— Start of Dataset section —

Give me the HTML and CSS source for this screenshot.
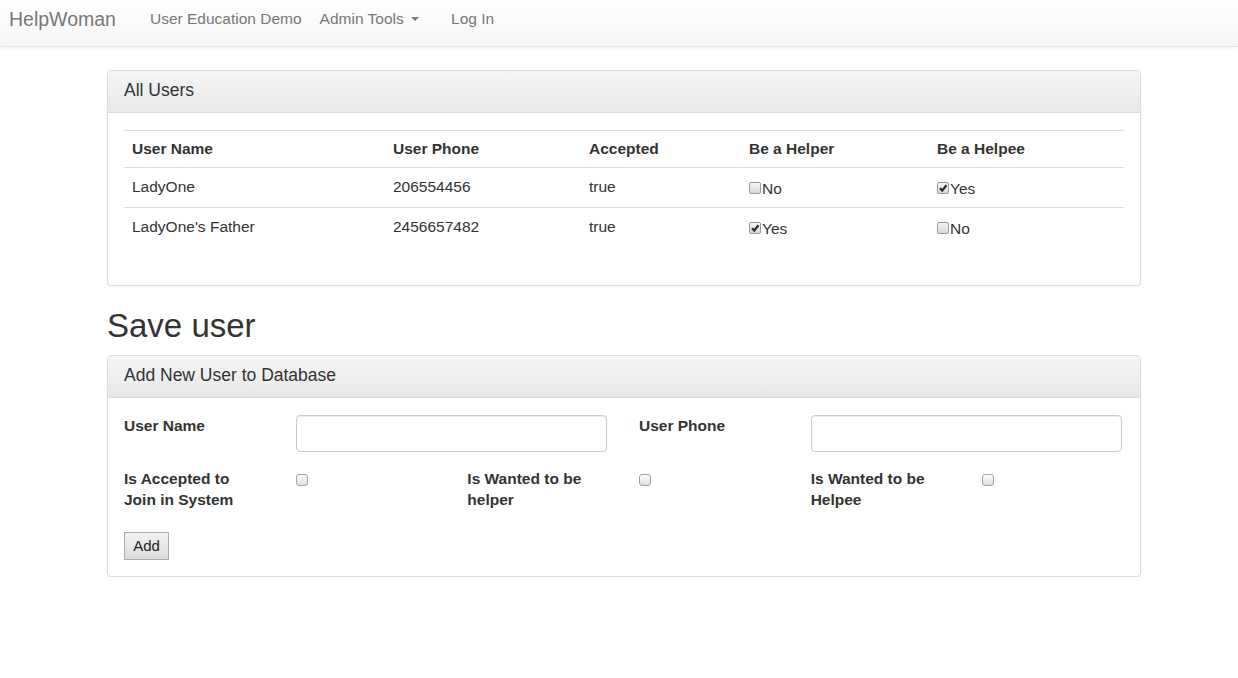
FILE: index.html
```html
<!DOCTYPE html>
<html>
<head>
<meta charset="utf-8">
<title>HelpWoman</title>
<link rel="stylesheet" href="styles.css">
</head>
<body>
<nav class="navbar">
  <a class="brand" href="#">HelpWoman</a>
  <ul class="nav">
    <li><a href="#">User Education Demo</a></li>
    <li><a href="#">Admin Tools <span class="caret"></span></a></li>
  </ul>
  <ul class="nav nav-right">
    <li><a href="#">Log In</a></li>
  </ul>
</nav>

<main class="container">
  <section class="panel">
    <div class="panel-heading">All Users</div>
    <div class="panel-body">
      <table class="table">
        <thead>
          <tr>
            <th class="c1">User Name</th>
            <th class="c2">User Phone</th>
            <th class="c3">Accepted</th>
            <th class="c4">Be a Helper</th>
            <th class="c5">Be a Helpee</th>
          </tr>
        </thead>
        <tbody>
          <tr>
            <td>LadyOne</td>
            <td>206554456</td>
            <td>true</td>
            <td><span class="tcb"><span class="box"></span>No</span></td>
            <td><span class="tcb"><span class="box"><svg viewBox="0 0 10 10" class="tick"><path d="M2 5.2 L4.2 7.6 L8.4 2.2" /></svg></span>Yes</span></td>
          </tr>
          <tr>
            <td>LadyOne's Father</td>
            <td>2456657482</td>
            <td>true</td>
            <td><span class="tcb"><span class="box"><svg viewBox="0 0 10 10" class="tick"><path d="M2 5.2 L4.2 7.6 L8.4 2.2" /></svg></span>Yes</span></td>
            <td><span class="tcb"><span class="box"></span>No</span></td>
          </tr>
        </tbody>
      </table>
    </div>
  </section>

  <h1 class="title">Save user</h1>

  <section class="panel">
    <div class="panel-heading">Add New User to Database</div>
    <div class="panel-body">
      <form class="form-grid">
        <label class="lbl">User Name</label>
        <div class="span2"><input class="input" type="text"></div>
        <label class="lbl">User Phone</label>
        <div class="span2"><input class="input" type="text"></div>

        <label class="lbl lbl2">Is Accepted to Join in System</label>
        <div><span class="fcb"></span></div>
        <label class="lbl lbl2">Is Wanted to be helper</label>
        <div><span class="fcb"></span></div>
        <label class="lbl lbl2">Is Wanted to be Helpee</label>
        <div><span class="fcb"></span></div>

        <div class="btn-row"><button type="button" class="btn">Add</button></div>
      </form>
    </div>
  </section>
</main>
</body>
</html>
```

FILE: styles.css
```css
* { box-sizing: border-box; }
html, body { margin: 0; padding: 0; }
body {
  font-family: "Liberation Sans", Arial, sans-serif;
  font-size: 15.5px;
  line-height: 20px;
  color: #333;
  background: #fff;
}
a { text-decoration: none; }

.navbar {
  display: flex;
  align-items: center;
  height: 47px;
  background: linear-gradient(to bottom, #ffffff 0%, #f6f6f6 100%);
  border-bottom: 1px solid #e4e4e4;
  box-shadow: 0 1px 4px rgba(0,0,0,0.06);
  padding-bottom: 9px;
}
.brand {
  color: #777;
  font-size: 19.5px;
  line-height: 20px;
  padding: 0 0 0 9px;
  margin-right: 34px;
}
.nav {
  list-style: none;
  margin: 0;
  padding: 0;
  display: flex;
  gap: 18px;
}
.nav a {
  color: #777;
  font-size: 15.5px;
  line-height: 20px;
}
.nav-right { margin-left: 32px; }
.caret {
  display: inline-block;
  width: 0; height: 0;
  margin-left: 3px;
  vertical-align: middle;
  border-top: 4px solid #777;
  border-left: 4px solid transparent;
  border-right: 4px solid transparent;
}

.container {
  width: 1034px;
  margin-left: 107px;
  padding-top: 23px;
}

.panel {
  border: 1px solid #dcdcdc;
  border-radius: 4px;
  box-shadow: 0 1px 2px rgba(0,0,0,0.05);
  background: #fff;
}
.panel-heading {
  height: 42px;
  padding: 9px 16px 11px;
  font-size: 17.5px;
  line-height: 20px;
  color: #333;
  background: linear-gradient(to bottom, #f5f5f5 0%, #e8e8e8 100%);
  border-bottom: 1px solid #dcdcdc;
  border-radius: 3px 3px 0 0;
}
.panel-body { padding: 17px 16px 16px; }

.table {
  width: 100%;
  border-collapse: collapse;
  margin-bottom: 21px;
  border-top: 1px solid #ddd;
}
.table th, .table td {
  text-align: left;
  padding: 8px 8px;
  vertical-align: top;
}
.table th { font-weight: bold; border-bottom: 1px solid #ddd; }
.table td { border-top: 1px solid #ddd; height: 40px; padding-top: 9px; }
.table tbody tr:first-child td { border-top: none; }
.c1 { width: 261px; }
.c2 { width: 196px; }
.c3 { width: 160px; }
.c4 { width: 188px; }

.tcb { display: inline-flex; align-items: flex-start; padding-top: 2px; }
.tcb .box {
  width: 12px; height: 12px;
  margin-top: 3px;
  margin-right: 1px;
  border: 1px solid #9a9a9a;
  border-radius: 2px;
  background: linear-gradient(to bottom, #f6f6f6, #d8d8d8);
  position: relative;
}
.tick {
  position: absolute;
  left: 0; top: 0;
  width: 10px; height: 10px;
  fill: none;
  stroke: #2a2a2a;
  stroke-width: 2.2;
}

.title {
  font-size: 33px;
  font-weight: normal;
  line-height: 40px;
  margin: 20px 0 9px;
  color: #333;
}

.form-grid {
  display: grid;
  grid-template-columns: repeat(6, 1fr);
  row-gap: 16px;
  margin: 0 -15px;
}
.form-grid > * { padding: 0 15px; }
.span2 { grid-column: span 2; }
.lbl {
  font-weight: bold;
  line-height: 21px;
  padding-top: 0;
}
.lbl2 { padding-right: 40px; }
.input {
  display: block;
  width: 311px;
  height: 37px;
  margin: 0;
  border: 1px solid #ccc;
  border-radius: 4px;
  box-shadow: inset 0 1px 1px rgba(0,0,0,0.075);
  background: #fff;
}
.fcb {
  display: block;
  width: 12px; height: 12px;
  margin-top: 6px;
  border: 1px solid #a4a4a4;
  border-radius: 3px;
  background: linear-gradient(to bottom, #fdfdfd, #dedede);
}
.btn-row { grid-column: 1 / -1; margin-top: 6px; }
.btn {
  display: block;
  font-family: "Liberation Sans", Arial, sans-serif;
  font-size: 15px;
  color: #222;
  height: 28px;
  width: 45px;
  padding: 0;
  border: 1px solid #adadad;
  border-radius: 0;
  background: linear-gradient(to bottom, #f2f2f2, #dcdcdc);
}
```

— End of Dataset section —

_Instructions to follow_
Output the data above without changes, apart from leaving out the pictures.

_Solution to this problem_
Give me the HTML and CSS source for this screenshot.
FILE: index.html
```html
<!DOCTYPE html>
<html>
<head>
<meta charset="utf-8">
<title>HelpWoman</title>
<link rel="stylesheet" href="styles.css">
</head>
<body>
<nav class="navbar">
  <a class="brand" href="#">HelpWoman</a>
  <ul class="nav">
    <li><a href="#">User Education Demo</a></li>
    <li><a href="#">Admin Tools <span class="caret"></span></a></li>
  </ul>
  <ul class="nav nav-right">
    <li><a href="#">Log In</a></li>
  </ul>
</nav>

<main class="container">
  <section class="panel">
    <div class="panel-heading">All Users</div>
    <div class="panel-body">
      <table class="table">
        <thead>
          <tr>
            <th class="c1">User Name</th>
            <th class="c2">User Phone</th>
            <th class="c3">Accepted</th>
            <th class="c4">Be a Helper</th>
            <th class="c5">Be a Helpee</th>
          </tr>
        </thead>
        <tbody>
          <tr>
            <td>LadyOne</td>
            <td>206554456</td>
            <td>true</td>
            <td><span class="tcb"><span class="box"></span>No</span></td>
            <td><span class="tcb"><span class="box"><svg viewBox="0 0 10 10" class="tick"><path d="M2 5.2 L4.2 7.6 L8.4 2.2" /></svg></span>Yes</span></td>
          </tr>
          <tr>
            <td>LadyOne's Father</td>
            <td>2456657482</td>
            <td>true</td>
            <td><span class="tcb"><span class="box"><svg viewBox="0 0 10 10" class="tick"><path d="M2 5.2 L4.2 7.6 L8.4 2.2" /></svg></span>Yes</span></td>
            <td><span class="tcb"><span class="box"></span>No</span></td>
          </tr>
        </tbody>
      </table>
    </div>
  </section>

  <h1 class="title">Save user</h1>

  <section class="panel">
    <div class="panel-heading">Add New User to Database</div>
    <div class="panel-body">
      <form class="form-grid">
        <label class="lbl">User Name</label>
        <div class="span2"><input class="input" type="text"></div>
        <label class="lbl">User Phone</label>
        <div class="span2"><input class="input" type="text"></div>

        <label class="lbl lbl2">Is Accepted to Join in System</label>
        <div><span class="fcb"></span></div>
        <label class="lbl lbl2">Is Wanted to be helper</label>
        <div><span class="fcb"></span></div>
        <label class="lbl lbl2">Is Wanted to be Helpee</label>
        <div><span class="fcb"></span></div>

        <div class="btn-row"><button type="button" class="btn">Add</button></div>
      </form>
    </div>
  </section>
</main>
</body>
</html>
```

FILE: styles.css
```css
* { box-sizing: border-box; }
html, body { margin: 0; padding: 0; }
body {
  font-family: "Liberation Sans", Arial, sans-serif;
  font-size: 15.5px;
  line-height: 20px;
  color: #333;
  background: #fff;
}
a { text-decoration: none; }

.navbar {
  display: flex;
  align-items: center;
  height: 47px;
  background: linear-gradient(to bottom, #ffffff 0%, #f6f6f6 100%);
  border-bottom: 1px solid #e4e4e4;
  box-shadow: 0 1px 4px rgba(0,0,0,0.06);
  padding-bottom: 9px;
}
.brand {
  color: #777;
  font-size: 19.5px;
  line-height: 20px;
  padding: 0 0 0 9px;
  margin-right: 34px;
}
.nav {
  list-style: none;
  margin: 0;
  padding: 0;
  display: flex;
  gap: 18px;
}
.nav a {
  color: #777;
  font-size: 15.5px;
  line-height: 20px;
}
.nav-right { margin-left: 32px; }
.caret {
  display: inline-block;
  width: 0; height: 0;
  margin-left: 3px;
  vertical-align: middle;
  border-top: 4px solid #777;
  border-left: 4px solid transparent;
  border-right: 4px solid transparent;
}

.container {
  width: 1034px;
  margin-left: 107px;
  padding-top: 23px;
}

.panel {
  border: 1px solid #dcdcdc;
  border-radius: 4px;
  box-shadow: 0 1px 2px rgba(0,0,0,0.05);
  background: #fff;
}
.panel-heading {
  height: 42px;
  padding: 9px 16px 11px;
  font-size: 17.5px;
  line-height: 20px;
  color: #333;
  background: linear-gradient(to bottom, #f5f5f5 0%, #e8e8e8 100%);
  border-bottom: 1px solid #dcdcdc;
  border-radius: 3px 3px 0 0;
}
.panel-body { padding: 17px 16px 16px; }

.table {
  width: 100%;
  border-collapse: collapse;
  margin-bottom: 21px;
  border-top: 1px solid #ddd;
}
.table th, .table td {
  text-align: left;
  padding: 8px 8px;
  vertical-align: top;
}
.table th { font-weight: bold; border-bottom: 1px solid #ddd; }
.table td { border-top: 1px solid #ddd; height: 40px; padding-top: 9px; }
.table tbody tr:first-child td { border-top: none; }
.c1 { width: 261px; }
.c2 { width: 196px; }
.c3 { width: 160px; }
.c4 { width: 188px; }

.tcb { display: inline-flex; align-items: flex-start; padding-top: 2px; }
.tcb .box {
  width: 12px; height: 12px;
  margin-top: 3px;
  margin-right: 1px;
  border: 1px solid #9a9a9a;
  border-radius: 2px;
  background: linear-gradient(to bottom, #f6f6f6, #d8d8d8);
  position: relative;
}
.tick {
  position: absolute;
  left: 0; top: 0;
  width: 10px; height: 10px;
  fill: none;
  stroke: #2a2a2a;
  stroke-width: 2.2;
}

.title {
  font-size: 33px;
  font-weight: normal;
  line-height: 40px;
  margin: 20px 0 9px;
  color: #333;
}

.form-grid {
  display: grid;
  grid-template-columns: repeat(6, 1fr);
  row-gap: 16px;
  margin: 0 -15px;
}
.form-grid > * { padding: 0 15px; }
.span2 { grid-column: span 2; }
.lbl {
  font-weight: bold;
  line-height: 21px;
  padding-top: 0;
}
.lbl2 { padding-right: 40px; }
.input {
  display: block;
  width: 311px;
  height: 37px;
  margin: 0;
  border: 1px solid #ccc;
  border-radius: 4px;
  box-shadow: inset 0 1px 1px rgba(0,0,0,0.075);
  background: #fff;
}
.fcb {
  display: block;
  width: 12px; height: 12px;
  margin-top: 6px;
  border: 1px solid #a4a4a4;
  border-radius: 3px;
  background: linear-gradient(to bottom, #fdfdfd, #dedede);
}
.btn-row { grid-column: 1 / -1; margin-top: 6px; }
.btn {
  display: block;
  font-family: "Liberation Sans", Arial, sans-serif;
  font-size: 15px;
  color: #222;
  height: 28px;
  width: 45px;
  padding: 0;
  border: 1px solid #adadad;
  border-radius: 0;
  background: linear-gradient(to bottom, #f2f2f2, #dcdcdc);
}
```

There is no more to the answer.